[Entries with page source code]
┏━━
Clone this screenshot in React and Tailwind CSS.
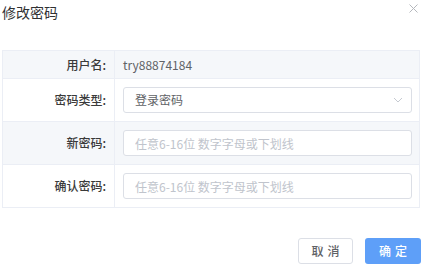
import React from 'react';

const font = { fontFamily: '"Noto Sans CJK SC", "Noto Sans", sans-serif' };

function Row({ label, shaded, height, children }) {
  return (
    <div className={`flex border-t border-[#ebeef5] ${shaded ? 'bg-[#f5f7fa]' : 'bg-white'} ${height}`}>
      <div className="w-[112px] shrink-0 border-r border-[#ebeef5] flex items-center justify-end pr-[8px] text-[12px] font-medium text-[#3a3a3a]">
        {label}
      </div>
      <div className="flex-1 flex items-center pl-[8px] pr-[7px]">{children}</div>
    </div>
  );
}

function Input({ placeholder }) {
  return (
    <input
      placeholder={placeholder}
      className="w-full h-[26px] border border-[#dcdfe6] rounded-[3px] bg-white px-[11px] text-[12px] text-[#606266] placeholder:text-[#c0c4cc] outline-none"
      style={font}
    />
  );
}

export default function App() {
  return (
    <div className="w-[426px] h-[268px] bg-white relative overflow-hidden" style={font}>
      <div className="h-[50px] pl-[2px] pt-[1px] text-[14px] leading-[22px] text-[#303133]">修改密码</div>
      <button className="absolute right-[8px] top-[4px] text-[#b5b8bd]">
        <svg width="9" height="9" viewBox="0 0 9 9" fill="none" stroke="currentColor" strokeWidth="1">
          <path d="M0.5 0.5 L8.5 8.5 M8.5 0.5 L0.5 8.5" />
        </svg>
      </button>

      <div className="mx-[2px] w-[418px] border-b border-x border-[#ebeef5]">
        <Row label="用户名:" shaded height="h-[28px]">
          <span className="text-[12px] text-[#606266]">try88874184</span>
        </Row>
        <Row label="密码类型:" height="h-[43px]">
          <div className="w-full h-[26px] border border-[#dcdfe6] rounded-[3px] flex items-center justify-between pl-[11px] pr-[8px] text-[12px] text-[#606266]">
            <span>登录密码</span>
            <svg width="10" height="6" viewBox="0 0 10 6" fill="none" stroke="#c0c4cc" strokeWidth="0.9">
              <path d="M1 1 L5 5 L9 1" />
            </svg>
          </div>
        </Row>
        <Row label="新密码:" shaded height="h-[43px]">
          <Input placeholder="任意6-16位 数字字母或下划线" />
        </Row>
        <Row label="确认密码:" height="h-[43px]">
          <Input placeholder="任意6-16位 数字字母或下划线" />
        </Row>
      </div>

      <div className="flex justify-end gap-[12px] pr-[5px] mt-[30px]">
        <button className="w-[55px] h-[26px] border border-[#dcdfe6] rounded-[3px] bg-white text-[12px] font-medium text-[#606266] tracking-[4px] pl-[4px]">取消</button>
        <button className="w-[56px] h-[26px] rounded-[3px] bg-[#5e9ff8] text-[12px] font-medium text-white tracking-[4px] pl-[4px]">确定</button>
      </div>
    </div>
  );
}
┗━━
┏━━
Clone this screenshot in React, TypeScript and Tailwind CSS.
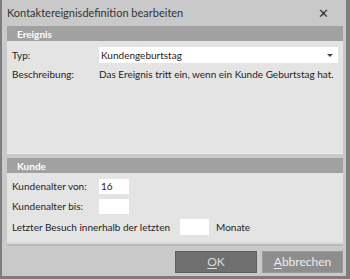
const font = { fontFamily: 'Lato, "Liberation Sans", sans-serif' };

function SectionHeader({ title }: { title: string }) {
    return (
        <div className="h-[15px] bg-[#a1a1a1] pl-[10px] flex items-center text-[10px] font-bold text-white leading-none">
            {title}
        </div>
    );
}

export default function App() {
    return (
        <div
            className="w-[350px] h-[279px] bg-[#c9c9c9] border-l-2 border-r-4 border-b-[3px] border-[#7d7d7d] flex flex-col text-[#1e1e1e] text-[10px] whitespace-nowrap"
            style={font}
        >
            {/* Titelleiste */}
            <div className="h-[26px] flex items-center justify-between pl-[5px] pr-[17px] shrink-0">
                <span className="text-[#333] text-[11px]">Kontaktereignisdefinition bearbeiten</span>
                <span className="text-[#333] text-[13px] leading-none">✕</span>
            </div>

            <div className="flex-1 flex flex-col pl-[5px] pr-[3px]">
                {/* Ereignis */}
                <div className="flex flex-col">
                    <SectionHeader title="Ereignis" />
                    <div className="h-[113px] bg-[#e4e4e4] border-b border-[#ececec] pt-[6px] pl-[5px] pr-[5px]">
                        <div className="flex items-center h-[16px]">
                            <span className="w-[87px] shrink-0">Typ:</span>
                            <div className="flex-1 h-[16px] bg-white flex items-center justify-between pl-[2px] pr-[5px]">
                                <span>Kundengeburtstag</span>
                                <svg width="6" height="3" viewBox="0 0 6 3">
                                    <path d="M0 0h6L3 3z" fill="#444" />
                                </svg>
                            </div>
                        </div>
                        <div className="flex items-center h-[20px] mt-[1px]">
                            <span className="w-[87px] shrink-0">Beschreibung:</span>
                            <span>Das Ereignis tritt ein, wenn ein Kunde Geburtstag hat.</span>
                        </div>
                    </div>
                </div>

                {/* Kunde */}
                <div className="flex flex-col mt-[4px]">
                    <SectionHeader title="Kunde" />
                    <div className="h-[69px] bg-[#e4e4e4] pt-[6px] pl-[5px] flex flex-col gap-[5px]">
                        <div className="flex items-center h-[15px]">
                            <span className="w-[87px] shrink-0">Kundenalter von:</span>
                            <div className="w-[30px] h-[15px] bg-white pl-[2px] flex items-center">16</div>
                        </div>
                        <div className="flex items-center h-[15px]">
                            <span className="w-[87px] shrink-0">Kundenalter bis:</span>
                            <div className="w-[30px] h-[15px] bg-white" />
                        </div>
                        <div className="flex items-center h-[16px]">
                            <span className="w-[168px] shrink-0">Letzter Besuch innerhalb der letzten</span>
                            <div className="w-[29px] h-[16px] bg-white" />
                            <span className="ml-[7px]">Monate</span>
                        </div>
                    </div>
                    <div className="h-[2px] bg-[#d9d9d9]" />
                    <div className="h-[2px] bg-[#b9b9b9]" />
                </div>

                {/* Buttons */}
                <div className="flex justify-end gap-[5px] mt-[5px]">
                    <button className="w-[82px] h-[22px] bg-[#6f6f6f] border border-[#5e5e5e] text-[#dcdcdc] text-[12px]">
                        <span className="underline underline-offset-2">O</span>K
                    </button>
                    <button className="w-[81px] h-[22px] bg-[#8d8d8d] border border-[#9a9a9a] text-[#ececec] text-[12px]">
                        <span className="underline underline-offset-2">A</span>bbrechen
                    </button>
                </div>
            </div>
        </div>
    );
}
┗━━
TASK OBJECTIVE: Check each line of the entries above for the word "screenshot". List the ones that have it.

COMPLETED TASK:
Clone this screenshot in React and Tailwind CSS.
Clone this screenshot in React, TypeScript and Tailwind CSS.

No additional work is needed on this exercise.